Replying to a similar question, NATO Secretary General Jens Stoltenberg said that the decision to buy S-400s is the national decision of the Republic of Turkey. As a NATO member, the United States should also listen to the collective opinion that is expressed by the NATO Secretary-General.

As for yesterday’s statement on US evidence of Russian and Syrian attempts to prevent OPCW inspectors from entering Douma, let’s see it. We have presented evidence many times on the basis of fact, accompanied by pictures and interviews with specific people. As for our partners, we only hear from them that they have evidence, evidence in the incident that supposedly took place in Douma or the Salisbury case, to name two.

When chemical weapons were used in Khan Shaykhun a year ago we asked how the samples that ended up in labs in London and Paris were collected. We were told that this was classified. So, put the facts on the table and we will be able to talk clearly as professionals. If all this is groundless, these assertions will eventually be included in the book called “highly likely” and that will be it.
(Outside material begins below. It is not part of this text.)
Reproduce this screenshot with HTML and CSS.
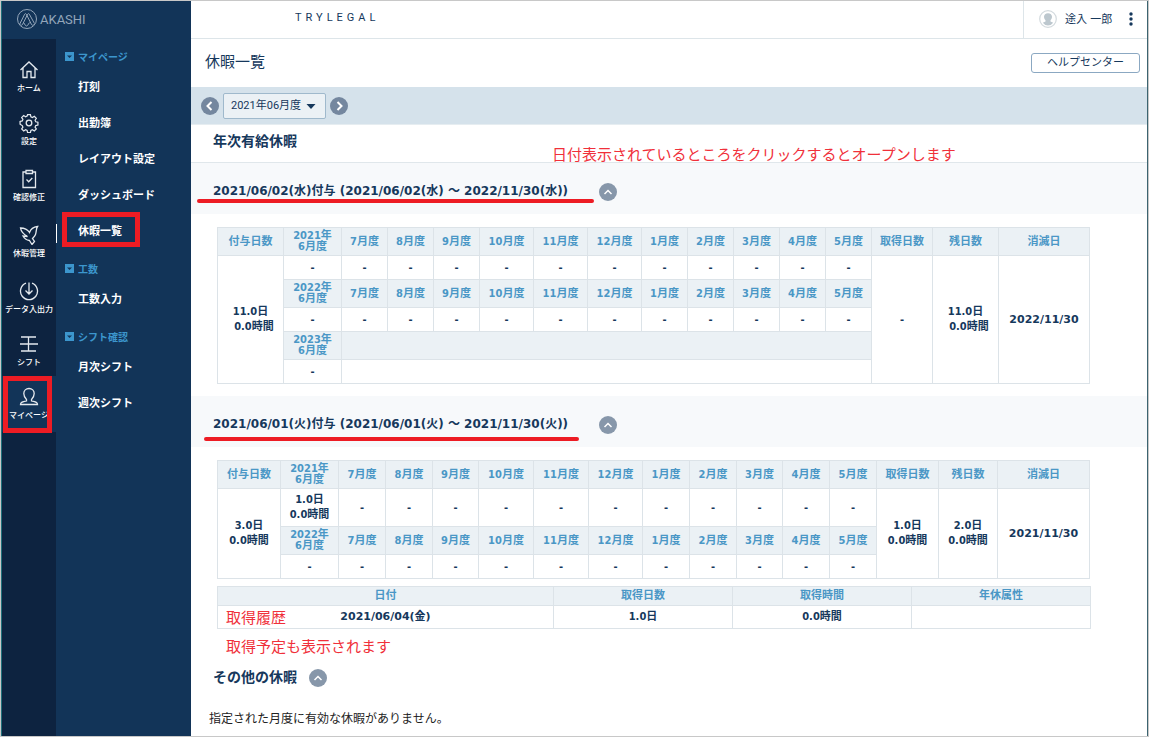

In the context of this statement I would like to recall that we addressed The Hague with a demand to send OPCW inspectors to Douma as soon as there appeared reports of the alleged use of chemical arms in April of this year. Our OPCW colleagues did not assemble a team immediately. They had to be pushed to do this. By April 13 the team arrived in Lebanon and was supposed to move to the border with the Syrian Arab Republic within hours, where Syrian officials were to issue Syrian visas to its members on the spot. At the same time, the Americans asked us to help their experts get into Douma and we agreed. Speaking to our French colleagues, we invited them to send their representatives as well. They also said this was a good idea but neither Washington nor Paris did anything about it. Strikes were carried out instead of trying to accompany the OPCW mission and find out first-hand whether anything had taken place or not. Therefore, it is clear who is preventing OPCW inspectors from entering Douma. Reality should not be distorted.